Para o professor, há ações isoladas de alguns dos envolvidos, mas pouco trabalho conjunto. Por fim, ele deixa o alerta: ao contrário de outras atividades, a mineração possui começo, meio e fim.
“Sabemos que tem algumas coisas caminhando na direção de uma Itabira sustentável, mas pelo que vemos aqui não é um negócio que incorpora uma visão da comunidade. Há um pouco da Prefeitura, um pouco da Vale… mas acho que esse é o grande desafio. Se ela aparece, por exemplo, como a 18ª prioridade, com recursos muito pequenos, a prioridade é muito baixa. E aí junta com aquilo que estávamos falando: o sentido de urgência é fundamental. É preciso ter uma visão estratégica, isso faz parte do processo de mineração. A única coisa que sabemos é que mineração tem começo, meio e fim”.
Sobre o grupo
Jacques Demajorovic, Adriano Pimenta e Rodrigo Barreto integram o programa de pós-graduação da FEI. O trabalho é financiado pela bolsa CNPQ e é dividido por três etapas. Na primeira, o objetivo foi entender como a população de Itabira entende os impactos sociais da mineração hoje e futuramente, além da sua visão sobre o futuro da cidade sem a atividade econômica. Nesta fase, foram ouvidos cerca de 16 itabiranos.
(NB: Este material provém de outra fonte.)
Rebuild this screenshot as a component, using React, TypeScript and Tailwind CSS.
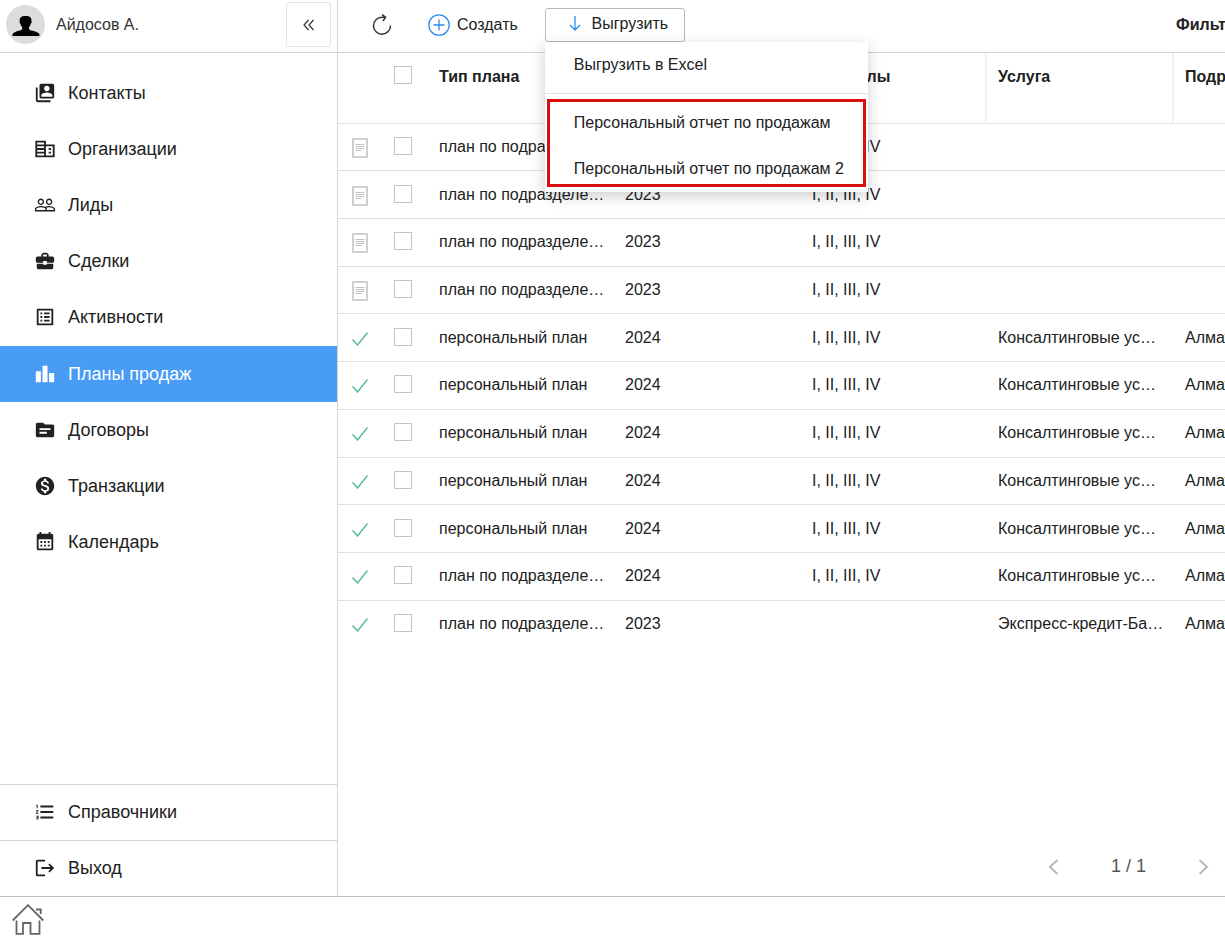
import { useState } from 'react';
import type { ComponentType } from 'react';
import {
    MdBusinessCenter,
    MdFormatListNumbered,
    MdLeaderboard,
    MdListAlt,
    MdLogout,
    MdMonetizationOn,
    MdPeopleOutline,
    MdSource,
    MdSwitchAccount,
} from 'react-icons/md';

type MenuItem = { label: string; icon: ComponentType<{ className?: string }> };

type Plan = {
    id: number;
    approved: boolean;
    type: string;
    year: string;
    quarters: string;
    service: string;
    department: string;
};

const OfficeIcon = ({ className }: { className?: string }) => (
    <svg viewBox="0 0 24 24" fill="none" stroke="currentColor" strokeWidth="2" className={className}>
        <path d="M2.500 4H12v16H2.500zM2.500 8H12M2.500 12H12M2.500 16H12M12 8h9.500v12H12M16 12h2.500M16 16h2.500" />
    </svg>
);

const CalendarIcon = ({ className }: { className?: string }) => (
    <svg viewBox="0 0 24 24" fill="currentColor" className={className}>
        <path d="M9 11v2H7v-2h2m4 0v2h-2v-2h2m4 0v2h-2v-2h2m2-8a2 2 0 0 1 2 2v14a2 2 0 0 1-2 2H5a2 2 0 0 1-2-2V5a2 2 0 0 1 2-2h1V1h2v2h8V1h2v2h1m0 16V9H5v10h14M9 15v2H7v-2h2m4 0v2h-2v-2h2m4 0v2h-2v-2h2z" />
    </svg>
);

const menu: MenuItem[] = [
    { label: 'Контакты', icon: MdSwitchAccount },
    { label: 'Организации', icon: OfficeIcon },
    { label: 'Лиды', icon: MdPeopleOutline },
    { label: 'Сделки', icon: MdBusinessCenter },
    { label: 'Активности', icon: MdListAlt },
    { label: 'Планы продаж', icon: MdLeaderboard },
    { label: 'Договоры', icon: MdSource },
    { label: 'Транзакции', icon: MdMonetizationOn },
    { label: 'Календарь', icon: CalendarIcon },
];

const bottomMenu: MenuItem[] = [
    { label: 'Справочники', icon: MdFormatListNumbered },
    { label: 'Выход', icon: MdLogout },
];

const ALL = 'I, II, III, IV';
const DEP = 'план по подразделению';
const PERS = 'персональный план';
const CONS = 'Консалтинговые услуги';

const plans: Plan[] = [
    { id: 1, approved: false, type: DEP, year: '2023', quarters: ALL, service: '', department: '' },
    { id: 2, approved: false, type: DEP, year: '2023', quarters: ALL, service: '', department: '' },
    { id: 3, approved: false, type: DEP, year: '2023', quarters: ALL, service: '', department: '' },
    { id: 4, approved: false, type: DEP, year: '2023', quarters: ALL, service: '', department: '' },
    { id: 5, approved: true, type: PERS, year: '2024', quarters: ALL, service: CONS, department: 'Алматы' },
    { id: 6, approved: true, type: PERS, year: '2024', quarters: ALL, service: CONS, department: 'Алматы' },
    { id: 7, approved: true, type: PERS, year: '2024', quarters: ALL, service: CONS, department: 'Алматы' },
    { id: 8, approved: true, type: PERS, year: '2024', quarters: ALL, service: CONS, department: 'Алматы' },
    { id: 9, approved: true, type: PERS, year: '2024', quarters: ALL, service: CONS, department: 'Алматы' },
    { id: 10, approved: true, type: DEP, year: '2024', quarters: ALL, service: CONS, department: 'Алматы' },
    { id: 11, approved: true, type: DEP, year: '2023', quarters: '', service: 'Экспресс-кредит-Банкинг', department: 'Алматы' },
];

const checkboxClass = 'block size-[18px] appearance-none border border-[#c4c4c4] bg-white checked:bg-[#489cf4]';
const cellClass = 'truncate pr-[9px] pl-3';

const DraftIcon = () => (
    <svg width="16" height="20" viewBox="0 0 16 20" fill="none" stroke="#c2c2c2" aria-label="Черновик">
        <rect x="1" y="1" width="14" height="18" stroke="#d0d0d0" strokeWidth="2" />
        <path d="M3.500 6.500h9M3.500 8.500h9M3.500 10.500h9M3.500 12.500h6" />
    </svg>
);

const ApprovedIcon = () => (
    <svg width="16" height="14" viewBox="0 0 16 14" fill="none" stroke="#4dba87" strokeWidth="1.300" aria-label="Утвержден">
        <path d="M.5 7.500l5 5.500L15.500.5" />
    </svg>
);

const SidebarLink = ({ item, active, onClick }: { item: MenuItem; active?: boolean; onClick?: () => void }) => {
    const Icon = item.icon;
    return (
        <a
            href="#"
            onClick={onClick}
            className={`flex h-full items-center gap-3 pb-px pl-[34px] text-lg ${active ? 'bg-[#489cf4] text-white' : 'text-[#212121]'}`}
        >
            <Icon className="size-[22px]" />
            {item.label}
        </a>
    );
};

const Sidebar = () => {
    const [active, setActive] = useState('Планы продаж');

    return (
        <aside className="flex w-[338px] shrink-0 flex-col border-r border-[#d4d4d4]">
            <div className="flex h-[53px] shrink-0 items-center border-b border-[#d4d4d4] pr-1.5 pb-[3px] pl-1.5">
                <svg width="39" height="39" viewBox="0 0 39 39" aria-hidden="true">
                    <circle cx="19.500" cy="19.500" r="19.500" fill="#dcdcdc" />
                    <path d="M13.800 16c-.5-3 1.200-5 5.800-5s6.300 2 5.800 5c.5.500.2 2.200-.6 2.700-.3 1.500-1 2.600-1.800 3.300v2.200c1 1.800 10.500 2 10.500 5.500v1.300H6.500v-1.300c0-3.500 8.700-3.700 9.700-5.500V22c-.8-.7-1.500-1.800-1.800-3.300-.8-.5-1.100-2.200-.6-2.700z" />
                </svg>
                <span className="ml-[11px] flex-1 text-base text-[#333]">Айдосов А.</span>
                <button aria-label="Свернуть меню" className="flex size-[45px] items-center justify-center rounded-[3px] border border-[#e2e2e2]">
                    <svg width="12" height="12" viewBox="0 0 12 12" fill="none" stroke="#333" strokeWidth="1.200">
                        <path d="M5.500 1L1 6l4.500 5M10.500 1L6 6l4.500 5" />
                    </svg>
                </button>
            </div>
            <nav className="mt-3 grid h-[506px] shrink-0 auto-rows-fr">
                {menu.map((item) => (
                    <SidebarLink key={item.label} item={item} active={active === item.label} onClick={() => setActive(item.label)} />
                ))}
            </nav>
            <div className="mt-auto">
                {bottomMenu.map((item) => (
                    <div key={item.label} className="h-14 border-t border-[#d4d4d4]">
                        <SidebarLink item={item} />
                    </div>
                ))}
            </div>
        </aside>
    );
};

const ExportMenu = () => {
    const [open, setOpen] = useState(true);

    return (
        <div className="relative ml-[27px]">
            <button
                onClick={() => setOpen(!open)}
                className="flex h-[34px] w-[140px] items-center justify-center gap-2.5 rounded-[3px] border border-[#b8b8b8] pb-0.5 pl-2"
            >
                <svg width="12" height="15" viewBox="0 0 12 15" fill="none" stroke="#2f8cf0" strokeWidth="1.300">
                    <path d="M6 0v14M1 9l5 5 5-5" />
                </svg>
                Выгрузить
            </button>
            {open && (
                <div className="absolute top-full left-0 z-10 w-[323px] bg-white pb-[5px] shadow-[0_4px_14px_rgba(0,0,0,0.2)]">
                    <button className="block h-[51px] w-full pb-1 pl-[29px] text-left">Выгрузить в Excel</button>
                    <div className="border-t border-[#e0e0e0] px-0.5 pt-[5px]">
                        <div className="border-3 border-[#d90f0f]">
                            <button className="block h-[42px] w-full pl-6 text-left">Персональный отчет по продажам</button>
                            <button className="block h-10 w-full pt-2.5 pl-6 text-left">Персональный отчет по продажам 2</button>
                        </div>
                    </div>
                </div>
            )}
        </div>
    );
};

const Toolbar = () => (
    <div className="flex h-[53px] shrink-0 items-center border-b border-[#d4d4d4] pb-[3px] pl-[34px] whitespace-nowrap">
        <button aria-label="Обновить">
            <svg width="20" height="21" viewBox="0 0 20 21" fill="none" stroke="#333" strokeWidth="1.500">
                <path d="M18.500 11.500A8.500 8.500 0 1 1 10 3.200h3.500M10 .5l3.500 2.700L11 7" />
            </svg>
        </button>
        <button className="ml-9 flex items-center gap-[7px]">
            <svg width="22" height="22" viewBox="0 0 22 22" fill="none" stroke="#2f8cf0" strokeWidth="1.300">
                <circle cx="11" cy="11" r="10.200" />
                <path d="M11 5.500v11M5.500 11h11" />
            </svg>
            Создать
        </button>
        <ExportMenu />
        <button className="ml-auto w-[49px] overflow-hidden text-left font-bold">Фильтр</button>
    </div>
);

const columns = ['Тип плана', 'Год', 'Кварталы', 'Услуга', 'Подразделение'];

const PlansTable = () => {
    const [selected, setSelected] = useState<number[]>([]);

    const toggle = (id: number) => {
        setSelected(selected.includes(id) ? selected.filter((s) => s !== id) : [...selected, id]);
    };

    return (
        <div className="overflow-hidden">
            <table className="h-[594px] w-[1022px] table-fixed border-collapse text-left">
                <colgroup>
                    <col className="w-[44px]" />
                    <col className="w-[45px]" />
                    <col className="w-[186px]" />
                    <col className="w-[187px]" />
                    <col className="w-[186px]" />
                    <col className="w-[187px]" />
                    <col className="w-[187px]" />
                </colgroup>
                <thead>
                    <tr className="h-[70px] border-b border-[#e0e0e0] align-top">
                        <td />
                        <td className="pt-[13px] pl-3">
                            <input
                                type="checkbox"
                                aria-label="Выбрать все"
                                className={checkboxClass}
                                checked={selected.length === plans.length}
                                onChange={(e) => setSelected(e.target.checked ? plans.map((p) => p.id) : [])}
                            />
                        </td>
                        {columns.map((name, i) => (
                            <th key={name} className={`pt-3 font-bold ${i > 0 ? 'border-l-2 border-l-[#f0f0f0] pl-[11px]' : 'pl-3'}`}>
                                {name}
                            </th>
                        ))}
                    </tr>
                </thead>
                <tbody>
                    {plans.map((plan) => (
                        <tr key={plan.id} className="border-b border-[#e0e0e0] last:border-b-0">
                            <td className="pt-0.5 pl-3.5">{plan.approved ? <ApprovedIcon /> : <DraftIcon />}</td>
                            <td className="pb-0.5 pl-3">
                                <input
                                    type="checkbox"
                                    aria-label={`Выбрать план ${plan.id}`}
                                    className={checkboxClass}
                                    checked={selected.includes(plan.id)}
                                    onChange={() => toggle(plan.id)}
                                />
                            </td>
                            <td className="truncate pr-1.5 pl-3">{plan.type}</td>
                            <td className={cellClass}>{plan.year}</td>
                            <td className={cellClass}>{plan.quarters}</td>
                            <td className={cellClass}>{plan.service}</td>
                            <td className={cellClass}>{plan.department}</td>
                        </tr>
                    ))}
                </tbody>
            </table>
        </div>
    );
};

const Pagination = () => (
    <div className="mt-auto flex h-[59px] shrink-0 items-center justify-end pr-4 text-lg text-[#555]">
        <button aria-label="Предыдущая страница">
            <svg width="11" height="16" viewBox="0 0 11 16" fill="none" stroke="#b8b8b8" strokeWidth="2">
                <path d="M9.500 1L2 8l7.500 7" />
            </svg>
        </button>
        <span className="w-[139px] pb-0.5 text-center">1 / 1</span>
        <button aria-label="Следующая страница">
            <svg width="11" height="16" viewBox="0 0 11 16" fill="none" stroke="#b8b8b8" strokeWidth="2">
                <path d="M1.500 1L9 8l-7.500 7" />
            </svg>
        </button>
    </div>
);

export default function App() {
    return (
        <div className="flex h-screen flex-col overflow-hidden bg-white font-['Liberation_Sans',Arial,sans-serif] text-base text-[#212121]">
            <div className="flex min-h-0 flex-1">
                <Sidebar />
                <main className="flex min-w-0 flex-1 flex-col">
                    <Toolbar />
                    <PlansTable />
                    <Pagination />
                </main>
            </div>
            <footer className="flex h-11 shrink-0 items-center border-t border-[#c0c0c0] pt-0.5 pl-3">
                <a href="#" aria-label="Главная">
                    <svg width="32" height="31" viewBox="0 0 32 31" fill="none" stroke="#666" strokeWidth="1.800">
                        <path d="M.7 16.500L16 1.200l15.300 15.300M4.500 16.500v13.300H11V19h7.500v10.800H27.500V16.500M24 5.500h4.800V10" />
                    </svg>
                </a>
            </footer>
        </div>
    );
}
A segunda e atual etapa consiste em avaliar, por meio de entrevistas, a comunicação da Vale com a comunidade e as características do território itabirano que podem favorecer o fim da extração mineral de forma mais sustentável. Com as consultas, os pesquisadores esperam chegar a 40 entrevistados.
Por fim, o grupo irá analisar todas as informações colhidas, levantar as forças e fragilidades de Itabira e elaborar o resultado final, que será entregue, inclusive, ao poder público. Além de Câmara e Prefeitura, os pesquisadores da FEI também conversaram com representantes do Sindicato, Acita, OAB e outras entidades.